Başka da 70’lik, 80’lik ana ve babalarımızın, dindarlarımızın, kadınlarımızın, gençlerimizin, çocuklarımızın ayağa kalkışını-hem de hiç bir şey istemeden yürümelerini-neyle izah edeceğiz?
Evet, bu ayağa kalkışın sadece ve sadece bir izah vardır, o da; bu halk Newrozlaşıyor...
Bu halk yeniden doğuyor…
Bu halk yeniden kendisini yaratıyor…
Ve bu halk dünyanın halkları arenasında artık onurlu bir şekilde hak ettiği yerini alıyor…
Ve bundan böyle de hiçbir güç, ne kadar baskıcı olursa olsun, ne kadar gaddar olursa olsun, ne kadar faşist olursa olsun bu tırmanışı durduramayacaktır.
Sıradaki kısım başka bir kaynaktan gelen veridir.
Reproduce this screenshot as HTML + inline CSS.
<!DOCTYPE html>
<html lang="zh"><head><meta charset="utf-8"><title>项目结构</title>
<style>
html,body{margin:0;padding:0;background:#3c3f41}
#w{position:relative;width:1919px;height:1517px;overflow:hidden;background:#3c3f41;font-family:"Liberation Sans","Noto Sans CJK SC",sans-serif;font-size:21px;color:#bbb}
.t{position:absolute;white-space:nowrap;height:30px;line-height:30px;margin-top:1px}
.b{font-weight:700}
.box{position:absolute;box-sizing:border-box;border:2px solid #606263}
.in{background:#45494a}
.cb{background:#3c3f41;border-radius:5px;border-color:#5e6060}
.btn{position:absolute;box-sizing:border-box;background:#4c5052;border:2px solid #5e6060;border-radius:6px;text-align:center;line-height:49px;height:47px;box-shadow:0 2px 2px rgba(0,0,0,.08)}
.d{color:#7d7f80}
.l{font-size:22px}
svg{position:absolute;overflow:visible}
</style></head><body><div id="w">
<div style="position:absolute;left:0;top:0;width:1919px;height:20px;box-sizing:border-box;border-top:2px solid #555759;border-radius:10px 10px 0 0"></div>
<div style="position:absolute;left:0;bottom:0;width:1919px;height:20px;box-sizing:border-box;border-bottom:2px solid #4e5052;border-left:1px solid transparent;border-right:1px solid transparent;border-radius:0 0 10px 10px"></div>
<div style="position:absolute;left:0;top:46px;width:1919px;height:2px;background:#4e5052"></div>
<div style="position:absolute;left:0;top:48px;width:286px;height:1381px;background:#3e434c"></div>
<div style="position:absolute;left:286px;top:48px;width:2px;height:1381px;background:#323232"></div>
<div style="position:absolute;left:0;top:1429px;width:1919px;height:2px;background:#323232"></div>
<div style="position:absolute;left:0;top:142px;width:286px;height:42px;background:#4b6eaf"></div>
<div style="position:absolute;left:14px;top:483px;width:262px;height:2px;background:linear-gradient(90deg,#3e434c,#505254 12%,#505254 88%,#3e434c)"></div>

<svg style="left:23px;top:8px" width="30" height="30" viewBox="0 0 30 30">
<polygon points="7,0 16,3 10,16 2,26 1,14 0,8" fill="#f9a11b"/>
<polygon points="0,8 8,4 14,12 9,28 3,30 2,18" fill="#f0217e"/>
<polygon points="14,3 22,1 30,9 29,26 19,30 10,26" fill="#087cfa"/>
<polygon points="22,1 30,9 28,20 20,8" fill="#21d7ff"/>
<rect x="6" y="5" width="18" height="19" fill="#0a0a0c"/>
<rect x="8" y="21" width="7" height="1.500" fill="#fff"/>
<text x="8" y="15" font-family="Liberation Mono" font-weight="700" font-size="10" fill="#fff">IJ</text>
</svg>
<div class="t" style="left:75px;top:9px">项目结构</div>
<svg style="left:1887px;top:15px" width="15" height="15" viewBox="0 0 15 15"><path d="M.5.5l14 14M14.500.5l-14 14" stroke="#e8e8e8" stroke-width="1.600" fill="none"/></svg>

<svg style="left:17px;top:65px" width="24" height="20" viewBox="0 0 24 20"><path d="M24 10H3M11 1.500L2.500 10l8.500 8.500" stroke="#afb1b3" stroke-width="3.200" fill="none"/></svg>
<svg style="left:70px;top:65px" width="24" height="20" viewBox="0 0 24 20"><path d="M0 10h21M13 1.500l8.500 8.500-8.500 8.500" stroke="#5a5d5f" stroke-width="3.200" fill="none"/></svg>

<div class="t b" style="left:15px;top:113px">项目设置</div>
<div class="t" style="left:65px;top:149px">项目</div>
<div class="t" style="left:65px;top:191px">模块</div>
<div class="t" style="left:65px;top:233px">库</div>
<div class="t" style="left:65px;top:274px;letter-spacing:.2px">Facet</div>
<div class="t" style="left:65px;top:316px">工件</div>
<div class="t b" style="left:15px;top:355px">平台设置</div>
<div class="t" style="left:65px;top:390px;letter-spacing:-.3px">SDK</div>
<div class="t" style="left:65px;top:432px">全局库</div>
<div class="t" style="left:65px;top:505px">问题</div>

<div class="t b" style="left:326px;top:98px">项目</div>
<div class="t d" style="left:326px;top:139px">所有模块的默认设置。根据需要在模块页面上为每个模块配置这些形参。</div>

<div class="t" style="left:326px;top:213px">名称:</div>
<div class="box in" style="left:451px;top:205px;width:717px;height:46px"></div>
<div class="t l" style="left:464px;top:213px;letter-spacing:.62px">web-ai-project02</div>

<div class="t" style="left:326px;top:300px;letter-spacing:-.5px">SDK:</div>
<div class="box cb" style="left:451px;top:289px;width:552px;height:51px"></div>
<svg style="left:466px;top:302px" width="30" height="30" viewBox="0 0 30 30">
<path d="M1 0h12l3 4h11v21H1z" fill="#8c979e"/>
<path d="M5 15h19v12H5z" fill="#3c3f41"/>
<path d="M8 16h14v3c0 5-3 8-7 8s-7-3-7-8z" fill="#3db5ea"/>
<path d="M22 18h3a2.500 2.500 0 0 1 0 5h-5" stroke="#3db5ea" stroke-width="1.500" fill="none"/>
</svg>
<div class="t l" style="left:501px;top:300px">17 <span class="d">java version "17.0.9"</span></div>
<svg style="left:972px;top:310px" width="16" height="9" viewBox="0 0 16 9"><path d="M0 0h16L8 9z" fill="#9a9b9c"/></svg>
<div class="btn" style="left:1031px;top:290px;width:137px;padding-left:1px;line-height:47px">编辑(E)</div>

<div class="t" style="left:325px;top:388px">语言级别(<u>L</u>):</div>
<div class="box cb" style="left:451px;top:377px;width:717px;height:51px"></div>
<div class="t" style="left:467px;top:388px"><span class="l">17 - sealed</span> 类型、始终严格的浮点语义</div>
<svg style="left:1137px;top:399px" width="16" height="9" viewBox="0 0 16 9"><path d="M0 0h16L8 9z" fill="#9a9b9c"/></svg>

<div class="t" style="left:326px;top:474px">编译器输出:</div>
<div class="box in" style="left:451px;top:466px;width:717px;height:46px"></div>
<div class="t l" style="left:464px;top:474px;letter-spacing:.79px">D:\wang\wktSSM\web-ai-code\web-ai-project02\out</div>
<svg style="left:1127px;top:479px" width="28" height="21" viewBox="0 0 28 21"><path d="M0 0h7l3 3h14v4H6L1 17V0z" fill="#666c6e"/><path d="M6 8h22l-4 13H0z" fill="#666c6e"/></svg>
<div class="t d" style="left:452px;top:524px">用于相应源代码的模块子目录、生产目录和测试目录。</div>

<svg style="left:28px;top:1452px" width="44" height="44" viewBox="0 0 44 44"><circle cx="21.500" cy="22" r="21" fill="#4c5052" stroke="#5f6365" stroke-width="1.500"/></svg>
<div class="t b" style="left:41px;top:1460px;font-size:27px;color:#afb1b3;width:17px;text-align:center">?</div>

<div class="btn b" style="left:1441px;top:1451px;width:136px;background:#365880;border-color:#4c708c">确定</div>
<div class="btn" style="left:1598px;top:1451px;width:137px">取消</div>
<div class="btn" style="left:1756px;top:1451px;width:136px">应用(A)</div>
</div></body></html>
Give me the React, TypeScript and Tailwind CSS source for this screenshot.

Bu tırmanış daha da yükselerek ‘Demokratik, Özgür bir Kürdistan’ yaratılana kadar sürecektir.
Newrozlaşan halka olan saygımızı, bağlılığımızı, onun uğruna hiç bir tehlikeden kendimizi geri koymayacağımızı ve gerektiğine ölümün üstüne üstüne yürüyeceğimizin sözünü bu yeni Newroz günlerinde, Newrozlaşan halka daha güçlü bir şekilde veriyoruz.
Sözümüzü tekrarlarken, emperyalistlere, sömürgecilere, bugüne kadar hep ihanet içerisinde yaşayarak Kürt halkına karşı düşmanlarıyla işbirliği yapanlara da bu ezme sevdalarında vazgeçin diyoruz. Artık hiçbir numaranız bu halkı dize getiremeyecektir. Ve yol yakınken gelin halkınızın yanında yer alın diyoruz.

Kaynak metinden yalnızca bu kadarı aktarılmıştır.